Objective »
Copy everything in the data below exactly except the pictures.

__________

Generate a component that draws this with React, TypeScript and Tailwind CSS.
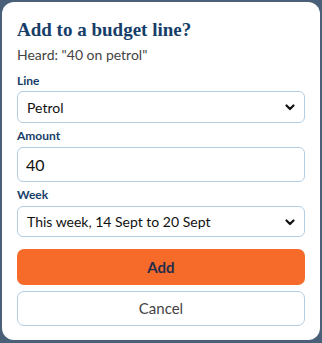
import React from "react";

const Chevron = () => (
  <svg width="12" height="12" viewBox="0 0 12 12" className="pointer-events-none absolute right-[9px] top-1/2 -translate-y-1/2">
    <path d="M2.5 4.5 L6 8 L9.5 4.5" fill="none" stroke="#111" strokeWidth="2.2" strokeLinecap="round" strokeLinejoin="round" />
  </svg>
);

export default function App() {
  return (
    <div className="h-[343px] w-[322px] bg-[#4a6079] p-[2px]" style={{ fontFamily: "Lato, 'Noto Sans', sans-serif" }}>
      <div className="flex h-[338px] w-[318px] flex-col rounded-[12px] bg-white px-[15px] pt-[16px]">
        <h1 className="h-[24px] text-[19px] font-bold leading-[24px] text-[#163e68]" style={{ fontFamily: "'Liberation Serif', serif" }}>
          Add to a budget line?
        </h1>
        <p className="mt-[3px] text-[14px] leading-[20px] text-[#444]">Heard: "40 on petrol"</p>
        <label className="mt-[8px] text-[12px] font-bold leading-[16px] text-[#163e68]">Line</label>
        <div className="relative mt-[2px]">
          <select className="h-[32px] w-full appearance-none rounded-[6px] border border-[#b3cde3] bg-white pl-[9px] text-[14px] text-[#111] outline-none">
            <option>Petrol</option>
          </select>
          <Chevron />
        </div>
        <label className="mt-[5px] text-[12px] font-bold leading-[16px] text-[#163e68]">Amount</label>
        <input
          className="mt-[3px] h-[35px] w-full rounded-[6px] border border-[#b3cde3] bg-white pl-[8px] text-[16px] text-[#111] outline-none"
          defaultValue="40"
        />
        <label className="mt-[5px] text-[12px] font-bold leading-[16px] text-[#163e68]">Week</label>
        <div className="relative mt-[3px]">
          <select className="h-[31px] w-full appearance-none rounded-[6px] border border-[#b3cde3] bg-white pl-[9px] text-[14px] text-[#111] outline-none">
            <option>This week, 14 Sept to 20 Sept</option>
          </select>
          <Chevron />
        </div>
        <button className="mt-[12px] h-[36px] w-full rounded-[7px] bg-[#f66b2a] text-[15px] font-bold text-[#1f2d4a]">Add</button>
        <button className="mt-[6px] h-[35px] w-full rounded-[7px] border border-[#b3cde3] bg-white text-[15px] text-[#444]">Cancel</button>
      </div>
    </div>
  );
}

__________

Reply »
Generate a component that draws this with React, TypeScript and Tailwind CSS.
import React from "react";

const Chevron = () => (
  <svg width="12" height="12" viewBox="0 0 12 12" className="pointer-events-none absolute right-[9px] top-1/2 -translate-y-1/2">
    <path d="M2.5 4.5 L6 8 L9.5 4.5" fill="none" stroke="#111" strokeWidth="2.2" strokeLinecap="round" strokeLinejoin="round" />
  </svg>
);

export default function App() {
  return (
    <div className="h-[343px] w-[322px] bg-[#4a6079] p-[2px]" style={{ fontFamily: "Lato, 'Noto Sans', sans-serif" }}>
      <div className="flex h-[338px] w-[318px] flex-col rounded-[12px] bg-white px-[15px] pt-[16px]">
        <h1 className="h-[24px] text-[19px] font-bold leading-[24px] text-[#163e68]" style={{ fontFamily: "'Liberation Serif', serif" }}>
          Add to a budget line?
        </h1>
        <p className="mt-[3px] text-[14px] leading-[20px] text-[#444]">Heard: "40 on petrol"</p>
        <label className="mt-[8px] text-[12px] font-bold leading-[16px] text-[#163e68]">Line</label>
        <div className="relative mt-[2px]">
          <select className="h-[32px] w-full appearance-none rounded-[6px] border border-[#b3cde3] bg-white pl-[9px] text-[14px] text-[#111] outline-none">
            <option>Petrol</option>
          </select>
          <Chevron />
        </div>
        <label className="mt-[5px] text-[12px] font-bold leading-[16px] text-[#163e68]">Amount</label>
        <input
          className="mt-[3px] h-[35px] w-full rounded-[6px] border border-[#b3cde3] bg-white pl-[8px] text-[16px] text-[#111] outline-none"
          defaultValue="40"
        />
        <label className="mt-[5px] text-[12px] font-bold leading-[16px] text-[#163e68]">Week</label>
        <div className="relative mt-[3px]">
          <select className="h-[31px] w-full appearance-none rounded-[6px] border border-[#b3cde3] bg-white pl-[9px] text-[14px] text-[#111] outline-none">
            <option>This week, 14 Sept to 20 Sept</option>
          </select>
          <Chevron />
        </div>
        <button className="mt-[12px] h-[36px] w-full rounded-[7px] bg-[#f66b2a] text-[15px] font-bold text-[#1f2d4a]">Add</button>
        <button className="mt-[6px] h-[35px] w-full rounded-[7px] border border-[#b3cde3] bg-white text-[15px] text-[#444]">Cancel</button>
      </div>
    </div>
  );
}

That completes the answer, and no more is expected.